Read the materials provided to you by your teacher. If you have access to the internet, also explore resources at www.trynano.org to learn more about nanotechnology and graphene.

Hypothesis

As a team, decide whether you think graphene (in ordinary pencil “lead”) would be an electrical conductor or an insulator.  Write a supporting paragraph for your hypothesis on the other side of this paper.

Test

Now, test your hypothesis!  Set up a simple circuit using connectors, an LED bulb, a battery, and other materials provided by your teacher. You’ll create a working circuit first — see if you can light the bulb!  Then, adjust your circuit so that the current must flow through a paper that you have rubbed lots of pencil onto.  (Do NOT attach the connectors to pencil lead that is still in a pencil.)  If you like, you can test other items provided by your teacher to see if they are conductors or insulators.

Observation and Results

Observe and discuss what happened — if anything — and compare the results with your team’s hypothesis.

Application Development

Based on the result of your experiment, as a team brainstorm on how graphene might be used to revolutionize a product.  Consider how lightweight and flexible the material is and prepare a brief presentation to your class about how graphene might either improve a product or allow the product to be made smaller.

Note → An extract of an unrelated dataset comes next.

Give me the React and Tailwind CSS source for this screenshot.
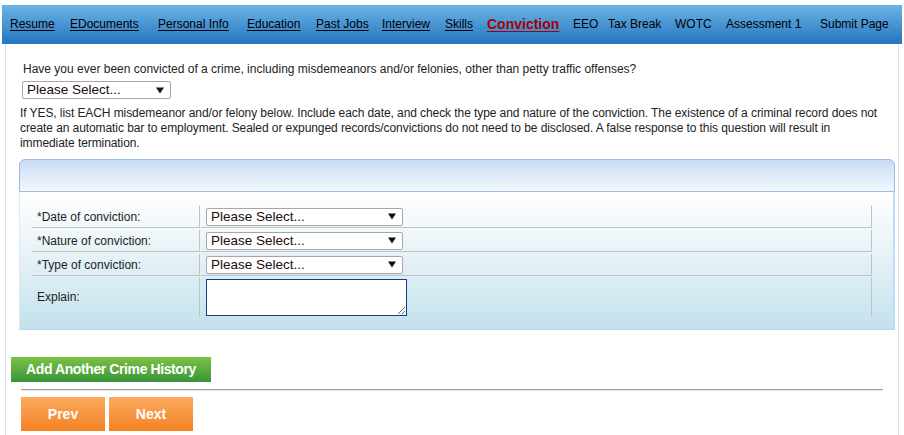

Presentation and Reflection Phase

Present your original hypothesis and experiment observations to the class along with your team’s product application.  Listen to the presentations of the other teams and then complete the reflection sheet.

Reflection
Complete the reflection questions below:

1. How accurate was your hypothesis compared to what happened?

 

 

 

 

2. What surprised you about what you saw?

 

 

 

 

3. What new application for graphene that was presented by a team in your classroom was the most interesting to you? Why?

 

 

 

 

4. Do you think that engineers have to keep track of what is happening in research in order to improve on existing products or methods?

 

 

 

 

5. When a product is improved based on new research or materials, who do you think should be credited or compensated for the enhanced product?

 

 

 

 

6. Did you think that working as a team made this project easier or harder? Why?